(Originally published in the July 28, 2012 issue of The
Blood-Horse magazine. Feel free to share your own thoughts and
the bottom of the column.)
By Tracy Gantz
When brothers Kosta and Pete Hronis were kids living in Southern California’s San Joaquin Valley, they often visited their grandparents in Pasadena.
“Our family outing was to go to Santa Anita,” said Kosta. “My brother and I would be the ones standing down on the rail with our heads sticking through the fence dreaming about these horses.”
That dream turned into reality in 2010, when they claimed their first racehorse. With the help of trainer John Sadler, Hronis Racing has blossomed into a stable of 14 that includes American Oaks (gr. IT) winner Lady of Shamrock and Koast, who finished third in a division of the July 18 Oceanside Stakes.
Lady of Shamrock gave Sadler his biggest win on the Betfair Hollywood Park card July 14, as the conditioner swept the day’s three graded stakes. In addition to the American Oaks, Sadler won the A Gleam Handicap (gr. II) with Switch for Lee and Susan Searing and the Hollywood Juvenile Championship Stakes (gr. III) with Scherer Magic for Gary and Cecil Barber.
It’s that type of success that led the Hronis brothers to Sadler. Longtime boxholders at Santa Anita, they were watching the races a couple of years ago when Kosta had an epiphany.
“I think I’m going to buy a horse,” Kosta told Pete.
“What are you, crazy?” responded Pete. “We don’t know anything about this.”

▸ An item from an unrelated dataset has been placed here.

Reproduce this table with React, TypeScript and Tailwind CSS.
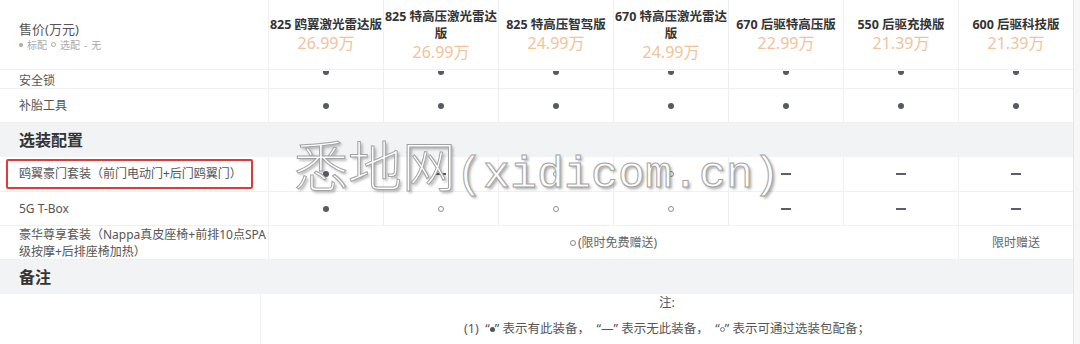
import type { ReactNode } from 'react';

type Mark = 'dot' | 'opt' | 'none';

const MODELS = [
  { name: '825 鸥翼激光雷达版', price: '26.99万' },
  { name: '825 特高压激光雷达版', price: '26.99万' },
  { name: '825 特高压智驾版', price: '24.99万' },
  { name: '670 特高压激光雷达版', price: '24.99万' },
  { name: '670 后驱特高压版', price: '22.99万' },
  { name: '550 后驱充换版', price: '21.39万' },
  { name: '600 后驱科技版', price: '21.39万' },
];

function MarkCell({ m }: { m: Mark }) {
  if (m === 'dot') return <span className="w-[6px] h-[6px] rounded-full bg-[#555a63]" />;
  if (m === 'opt') return <span className="w-[6px] h-[6px] rounded-full border border-[#8a8f98]" />;
  return <span className="w-[10px] h-[2px] bg-[#5a5f68]" />;
}

// small inline glyphs used inside text
const Dot = ({ c = 'bg-[#999]', s = 'w-[5px] h-[5px]' }: { c?: string; s?: string }) => (
  <span className={`inline-block rounded-full align-middle ${s} ${c}`} />
);
const Ring = ({ c = 'border-[#999]', s = 'w-[5px] h-[5px]' }: { c?: string; s?: string }) => (
  <span className={`inline-block rounded-full border align-middle ${s} ${c}`} />
);

function Row({ label, marks, h, children }: { label: ReactNode; marks?: Mark[]; h: string; children?: ReactNode }) {
  return (
    <div className={`grid grid-cols-[268px_repeat(7,115px)] border-b border-[#f0f0f0] ${h}`}>
      <div className="flex items-center pl-[19px] text-[12px] leading-[17px] text-[#555]">{label}</div>
      {marks
        ? marks.map((m, i) => (
            <div key={i} className="flex items-center justify-center border-l border-[#f0f0f0]">
              <MarkCell m={m} />
            </div>
          ))
        : children}
    </div>
  );
}

function Section({ title }: { title: string }) {
  return (
    <div className="h-[34px] bg-[#f2f3f5] flex items-center pl-[19px] text-[16px] font-bold text-[#333]">
      {title}
    </div>
  );
}

export default function App() {
  return (
    <div className="relative w-[1080px] h-[344px] overflow-hidden flex bg-white font-['Noto_Sans','Noto_Sans_CJK_SC',sans-serif]">
      <div className="w-[1073px] shrink-0 bg-white">
        {/* header */}
        <div className="grid grid-cols-[268px_repeat(7,115px)] h-[70px] border-b border-[#f0f0f0]">
          <div className="flex flex-col justify-center pl-[19px] pt-[2px]">
            <div className="text-[13px] leading-[18px] text-[#555]">售价(万元)</div>
            <div className="flex items-center gap-[4px] text-[10px] leading-[14px] text-[#aaa]">
              <Dot c="bg-[#aaa]" s="w-[4px] h-[4px]" />
              <span>标配</span>
              <Ring c="border-[#aaa]" s="w-[5px] h-[5px]" />
              <span>选配</span>
              <span>-</span>
              <span>无</span>
            </div>
          </div>
          {MODELS.map(m => (
            <div key={m.name} className="flex flex-col items-center justify-center border-l border-[#f0f0f0] text-center">
              <div className="text-[12.5px] font-bold leading-[17px] text-[#333]">{m.name}</div>
              <div className="text-[16px] leading-[20px] text-[#f2c29a]">{m.price}</div>
            </div>
          ))}
        </div>

        {/* partially scrolled row */}
        <div className="grid grid-cols-[268px_repeat(7,115px)] h-[19px] border-b border-[#f0f0f0]">
          <div className="flex items-center pl-[19px] pt-[2px] text-[12px] text-[#555]">安全锁</div>
          {MODELS.map(m => (
            <div key={m.name} className="flex justify-center pt-[1px] border-l border-[#f0f0f0]">
              <span className="w-[6px] h-[4px] rounded-b-full bg-[#555a63]" />
            </div>
          ))}
        </div>

        <Row label="补胎工具" h="h-[34px]" marks={['dot', 'dot', 'dot', 'dot', 'dot', 'dot', 'dot']} />

        <Section title="选装配置" />

        <div className="grid grid-cols-[268px_repeat(7,115px)] h-[35px] border-b border-[#f0f0f0]">
          <div className="flex items-center pl-[6px] pr-[15px] py-[2px]">
            <div className="flex items-center w-full h-full border-2 border-[#e03a3a] rounded-[2px] pl-[11px] text-[12px] text-[#555]">
              鸥翼豪门套装（前门电动门+后门鸥翼门）
            </div>
          </div>
          {(['dot', 'none', 'opt', 'opt', 'none', 'none', 'none'] as Mark[]).map((m, i) => (
            <div key={i} className="flex items-center justify-center border-l border-[#f0f0f0]">
              <MarkCell m={m} />
            </div>
          ))}
        </div>

        <Row label="5G T-Box" h="h-[34px]" marks={['dot', 'opt', 'opt', 'opt', 'none', 'none', 'none']} />

        <Row
          h="h-[34px]"
          label={
            <span>
              豪华尊享套装（Nappa真皮座椅+前排10点SPA
              <br />
              级按摩+后排座椅加热）
            </span>
          }
        >
          <div className="col-span-6 flex items-center justify-center gap-[2px] border-l border-[#f0f0f0] text-[12px] text-[#666]">
            <Ring c="border-[#888]" s="w-[6px] h-[6px]" />(限时免费赠送)
          </div>
          <div className="flex items-center justify-center border-l border-[#f0f0f0] text-[12px] text-[#666]">
            限时赠送
          </div>
        </Row>

        <Section title="备注" />

        <div className="grid grid-cols-[260px_1fr] h-[60px]">
          <div />
          <div className="border-l border-[#f0f0f0] flex flex-col items-center pt-[1px] text-[12.5px] leading-[16px] text-[#555]">
            <div>注:</div>
            <div className="mt-[10px] whitespace-nowrap">
              (1) &nbsp;“<Dot c="bg-[#555]" s="w-[5px] h-[5px]" />” 表示有此装备，&nbsp;&nbsp;“—” 表示无此装备，&nbsp;&nbsp;“<Ring c="border-[#777]" s="w-[5px] h-[5px]" />” 表示可通过选装包配备；
            </div>
          </div>
        </div>
      </div>
      <div className="flex-1 bg-[#f7f7f7] border-l border-[#e6e6e6]" />

      {/* watermark overlay */}
      <div className="absolute left-[294px] top-[134px] flex items-baseline text-white [-webkit-text-stroke:1px_#a3a3a3] [text-shadow:2px_2px_3px_rgba(0,0,0,0.35)] pointer-events-none">
        <span className="text-[54px] leading-[60px] font-['Noto_Sans_CJK_SC',serif] font-light">悉地网</span>
        <span className="text-[45px] leading-[60px] font-['Liberation_Mono',monospace]">(xidicom.cn)</span>
      </div>
    </div>
  );
}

“Well, I’m a pretty good handicapper,” was Kosta’s
Kosta decided to find a trainer by asking Tony, the usher in their box section.
“As a handicapper, I was always interested in John’s horses,” Kosta said. “Tony did some homework, and two weeks later he gave us three names. John Sadler was on the top.”
The first thing Kosta said he learned about racehorse ownership was that Pete was right—they didn’t know anything about it. Sadler and his assistant, Larry Benavidez, coached them through the process, and the early claimers have segued into allowance and stakes runners.
“We’ve been very fortunate,” said Kosta. “But we have John Sadler, Larry Benavidez, and great jockeys like Mike Smith (who rides Lady of Shamrock). We’re so blessed.”
Sadler bought Lady of Shamrock privately for Hronis Racing after she broke her maiden at Churchill Downs last November. Since then, the 3-year-old daughter of Scat Daddy—Blushing Issue, by Blushing John, has won four stakes. Hronis Racing has also purchased several 2-year-olds at auction, including Koast, who cost $200,000 at the 2011 Ocala Breeders’ Sales Co.’s March 2-year-old sale.
The entire family has embraced the racing stable. Kosta’s three adult children, Demetri, Hailey, and Nia, love to attend the races with their father, especially now that he’s naming horses for them. One of the four 2-year-old fillies Kosta hopes will run at Del Mar is named Scooter Bird, his nicknames for Hailey and Nia, respectively. Kosta also named a 2-year-old colt Brother Pete.
“It’s why I called the stable Hronis Racing,” Kosta said. “I want it to be a family affair. I hope it becomes a legacy, from generation to generation.”
That’s the way the family business has evolved. A farming operation, Hronis Inc. has produced table grapes since 1945. Located in and around Bakersfield, it expanded in 1988 to include a citrus division of navel oranges.
Kosta, 53, is the most involved of the family in the racing stable.
“I haven’t missed a race that one of our horses has been in,” he said. “I go to the barn regularly and see how all the horses are doing. It’s kind of like going to your kid’s soccer game.”
Pete, the younger, quieter brother at age 50, usually shows up for the big races.
“This has been something I’ve wanted to do, and he’s supported me,” Kosta said. “He often takes up the slack at work.”
Like most other owners, Kosta would love to run a horse in the Kentucky Derby Presented by Yum! Brands (gr. I), but he said he would actually prefer to have one in the Breeders’ Cup World Championships.
“In the Breeders’ Cup, you can have a boy, a girl, turf, dirt, a sprinter, a router,” he said. “You can have any kind of horse, whereas the Derby is only 3-year-olds that run on the dirt. It’s such a narrow group of horses, and people think those are the best horses in the world. But in my opinion, the Breeders’ Cup is where the greatest horses in the world are running.”
This year the Breeders’ Cup will be held at Santa Anita, where Lady of Shamrock has already demonstrated her fondness for the turf surface. She would have to run against older distaffers in the Breeders’ Cup Filly & Mare Turf (gr. IT).
“Hopefully, she’ll continue to mature,” said Kosta. “Maybe Lady will get us there.”
If she does, rest assured the Hronis brothers won’t be watching the races by sticking their heads through the railing this time.